I think I shall have to make my own ceremony here, and that ceremony will begin with turning back to the language. Dr. King’s famous quotations are generally taken out of context, and while the words still ring out, they lose specificity, and, in doing so, become platitudes. People always remember the beginning of the Declaration of Indpendence and forget all about the list of greivances that make up the bulk of the document. Similarly, people tend to remember only the end of the “I Have a Dream” speech and forget the rest of the speech, where King discusess the promissary note “to which every American was to fall heir,” the promise of that first part of the Declaration of Independence, and the “shameful condition” that, for so many, that promise has not been kept.

I offer tonight two selections from “A Time to Break Silence,” the speech in which King first came out agains the Vietnam War. Space, time, and copyright prevent me from offering anything but excerpts, but I hope that I leave as much context as possible attached.

Even when pressed by the demands of inner truth, men do not easily assume the task of opposing their government’s policy, especially in a time of war.

Increasingly, by choice or by accident, this is the role our nation has taken–the role of those who make peaceful revolution impossible by refusing to give up the privileges and the pleasures that come from the immense profits of overseas investment.

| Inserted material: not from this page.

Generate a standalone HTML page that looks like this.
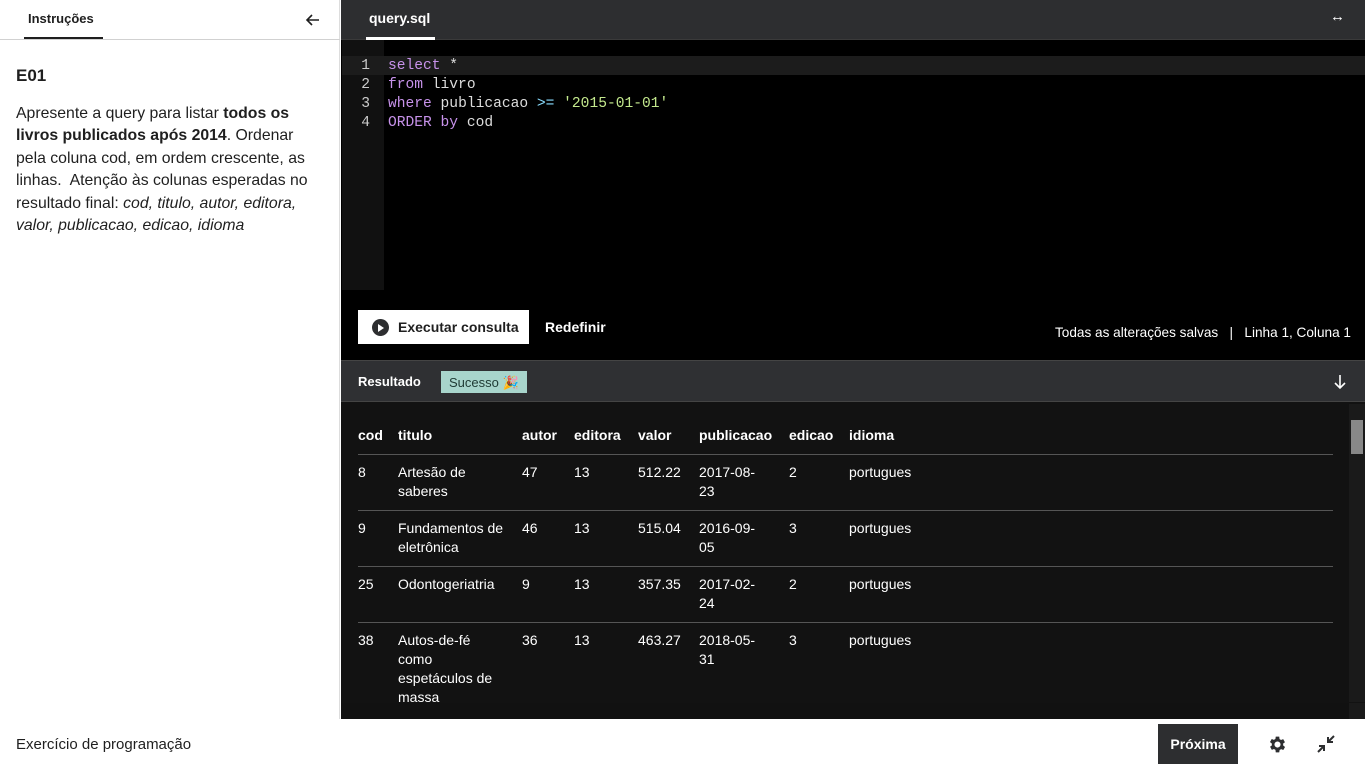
<!DOCTYPE html>
<html><head><meta charset="utf-8"><style>
*{margin:0;padding:0;box-sizing:border-box}
body{width:1365px;height:767px;overflow:hidden;font-family:"Liberation Sans",sans-serif;background:#fff;position:relative}
.a{position:absolute}
.mono{font-family:"Liberation Mono","DejaVu Sans Mono",monospace;font-size:14.6px;line-height:19px}
.t{color:#fff;font-size:14px;position:absolute;line-height:19px}
.b{font-weight:bold}
.hl{position:absolute;left:358px;width:975px;height:1px;background:#555}
</style></head><body>
<div class="a" style="left:0;top:0;width:340px;height:719px;background:#fff;border-right:1px solid #ddd"></div>
<div class="a b" style="left:28px;top:11px;font-size:13px;color:#1f1f1f">Instruções</div>
<div class="a" style="left:24px;top:37px;width:79px;height:3px;background:#1f1f1f"></div>
<div class="a" style="left:0;top:39px;width:340px;height:1px;background:#d1d1d1"></div>
<svg class="a" style="left:305px;top:12px" width="16" height="16" viewBox="0 0 16 16"><path d="M14 8H2M7 3L2 8l5 5" stroke="#1f1f1f" stroke-width="1.6" fill="none"/></svg>
<div class="a b" style="left:16px;top:66px;font-size:17px;color:#1f1f1f">E01</div>
<div class="a" style="left:16px;top:103px;width:300px;font-size:15.8px;line-height:22.4px;color:#1f1f1f">Apresente a query para listar <b>todos os livros publicados após 2014</b>. Ordenar pela coluna cod, em ordem crescente, as linhas.&nbsp; Atenção às colunas esperadas no resultado final: <i>cod, titulo, autor, editora, valor, publicacao, edicao, idioma</i></div>
<div class="a" style="left:341px;top:0;width:1024px;height:719px;background:#000"></div>
<div class="a" style="left:341px;top:0;width:1024px;height:40px;background:#2d2e30;border-bottom:1px solid #3a3a3a"></div>
<div class="a b" style="left:369px;top:10px;font-size:14px;color:#fff">query.sql</div>
<div class="a" style="left:366px;top:37px;width:69px;height:3px;background:#fff"></div>
<div class="a" style="left:1330px;top:8px;color:#fff;font-size:15px">↔</div>
<div class="a" style="left:342px;top:40px;width:42px;height:250px;background:#111"></div>
<div class="a" style="left:342px;top:56px;width:1023px;height:19px;background:#1c1c1c"></div>
<div class="a mono" style="left:342px;top:57px;width:28px;text-align:right;color:#ccc">1<br>2<br>3<br>4</div>
<div class="a mono" style="left:388px;top:57px;color:#ddd"><span style="color:#c792ea">select</span> *<br><span style="color:#c792ea">from</span> livro<br><span style="color:#c792ea">where</span> publicacao <span style="color:#89ddff">&gt;=</span> <span style="color:#c3e88d">'2015-01-01'</span><br><span style="color:#c792ea">ORDER by</span> cod</div>
<div class="a" style="left:358px;top:310px;width:171px;height:34px;background:#fff"></div>
<div class="a" style="left:372px;top:319px;width:17px;height:17px;border-radius:50%;background:#2d2e30"></div>
<div class="a" style="left:378px;top:323.5px;width:0;height:0;border-left:6px solid #fff;border-top:4px solid transparent;border-bottom:4px solid transparent"></div>
<div class="a b" style="left:398px;top:319px;font-size:14px;color:#1f1f1f">Executar consulta</div>
<div class="a b" style="left:545px;top:319px;font-size:14px;color:#fff">Redefinir</div>
<div class="a" style="left:1055px;top:325px;font-size:13.6px;color:#fff;white-space:pre">Todas as alterações salvas   |   Linha 1, Coluna 1</div>
<div class="a" style="left:341px;top:360px;width:1024px;height:42px;background:#2f3033;border-top:1px solid #444;border-bottom:1px solid #444"></div>
<div class="a b" style="left:358px;top:374px;font-size:13px;color:#fff">Resultado</div>
<div class="a" style="left:441px;top:371px;width:86px;height:22px;background:#a8d5cc;font-size:13px;color:#1f3a34;padding:4px 8px">Sucesso 🎉</div>
<svg class="a" style="left:1332px;top:374px" width="16" height="16" viewBox="0 0 16 16"><path d="M8 1v13M3 9l5 5 5-5" stroke="#fff" stroke-width="1.6" fill="none"/></svg>
<div class="a" style="left:341px;top:402px;width:1024px;height:317px;background:#121212"></div>
<div class="a" style="left:1349px;top:404px;width:16px;height:298px;background:#1a1a1a"></div>
<div class="a" style="left:1351px;top:420px;width:12px;height:34px;background:#888"></div>
<div class="t b" style="left:358px;top:426px">cod</div><div class="t b" style="left:398px;top:426px">titulo</div><div class="t b" style="left:522px;top:426px">autor</div><div class="t b" style="left:574px;top:426px">editora</div><div class="t b" style="left:638px;top:426px">valor</div><div class="t b" style="left:699px;top:426px">publicacao</div><div class="t b" style="left:789px;top:426px">edicao</div><div class="t b" style="left:849px;top:426px">idioma</div>
<div class="hl" style="top:454px"></div><div class="hl" style="top:510px"></div><div class="hl" style="top:566px"></div><div class="hl" style="top:622px"></div>
<div class="t" style="left:358px;top:463px">8</div><div class="t" style="left:398px;top:463px">Artesão de<br>saberes</div><div class="t" style="left:522px;top:463px">47</div><div class="t" style="left:574px;top:463px">13</div><div class="t" style="left:638px;top:463px">512.22</div><div class="t" style="left:699px;top:463px">2017-08-<br>23</div><div class="t" style="left:789px;top:463px">2</div><div class="t" style="left:849px;top:463px">portugues</div>
<div class="t" style="left:358px;top:519px">9</div><div class="t" style="left:398px;top:519px">Fundamentos de<br>eletrônica</div><div class="t" style="left:522px;top:519px">46</div><div class="t" style="left:574px;top:519px">13</div><div class="t" style="left:638px;top:519px">515.04</div><div class="t" style="left:699px;top:519px">2016-09-<br>05</div><div class="t" style="left:789px;top:519px">3</div><div class="t" style="left:849px;top:519px">portugues</div>
<div class="t" style="left:358px;top:575px">25</div><div class="t" style="left:398px;top:575px">Odontogeriatria</div><div class="t" style="left:522px;top:575px">9</div><div class="t" style="left:574px;top:575px">13</div><div class="t" style="left:638px;top:575px">357.35</div><div class="t" style="left:699px;top:575px">2017-02-<br>24</div><div class="t" style="left:789px;top:575px">2</div><div class="t" style="left:849px;top:575px">portugues</div>
<div class="a" style="left:341px;top:622px;width:1008px;height:81px;overflow:hidden">
<div class="t" style="left:17px;top:9px">38</div><div class="t" style="left:57px;top:9px">Autos-de-fé<br>como<br>espetáculos de<br>massa</div><div class="t" style="left:181px;top:9px">36</div><div class="t" style="left:233px;top:9px">13</div><div class="t" style="left:297px;top:9px">463.27</div><div class="t" style="left:358px;top:9px">2018-05-<br>31</div><div class="t" style="left:448px;top:9px">3</div><div class="t" style="left:508px;top:9px">portugues</div>
</div>
<div class="a" style="left:341px;top:703px;width:1008px;height:16px;background:#111"></div>
<div class="a" style="left:1349px;top:703px;width:16px;height:16px;background:#1a1a1a"></div>
<div class="a" style="left:0;top:719px;width:1365px;height:48px;background:#fff"></div>
<div class="a" style="left:16px;top:736px;font-size:15px;color:#1f1f1f">Exercício de programação</div>
<div class="a b" style="left:1158px;top:724px;width:80px;height:40px;background:#2d2e30;color:#fff;font-size:14px;text-align:center;line-height:40px">Próxima</div>
<svg class="a" style="left:1267px;top:734px" width="21" height="21" viewBox="0 0 24 24"><path fill="#2d2e30" d="M19.4 13a7.5 7.5 0 0 0 0-2l2.1-1.6-2-3.5-2.5 1a7 7 0 0 0-1.7-1L15 3h-4l-.4 2.7a7 7 0 0 0-1.7 1l-2.5-1-2 3.5L6.6 11a7.5 7.5 0 0 0 0 2l-2.1 1.6 2 3.5 2.5-1a7 7 0 0 0 1.7 1L11 21h4l.4-2.7a7 7 0 0 0 1.7-1l2.5 1 2-3.5zM13 15.5A3.5 3.5 0 1 1 13 8.5a3.5 3.5 0 0 1 0 7z" transform="translate(-1 0)"/></svg>
<svg class="a" style="left:1316px;top:734px" width="20" height="20" viewBox="0 0 20 20"><path d="M18 2l-6 6M12 3v5h5M2 18l6-6M3 12h5v5" stroke="#2d2e30" stroke-width="2" fill="none"/></svg>
</body></html>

And then, because it is celebration I wish to provoke, not merely action, I leave you with perhaps my favorite paragraph of all, a passage from King’s first book, Stride Toward Freedom, about the Montgomery bus boycott:

A second basic fact that characterizes nonviolence is that it does not seek to defeat or humiliate the opponent, but to win his friendship and understanding. The nonviolent resister must often express his protest through noncooperation or boycotts, but he realizes these are not ends in themselves; they are merely means to awake a sense of moral shame in the opponent. The end is redemption and reconciliation. The aftermath of nonviolence is the creation of the beloved community, while the aftermath of violence is tragic bitterness.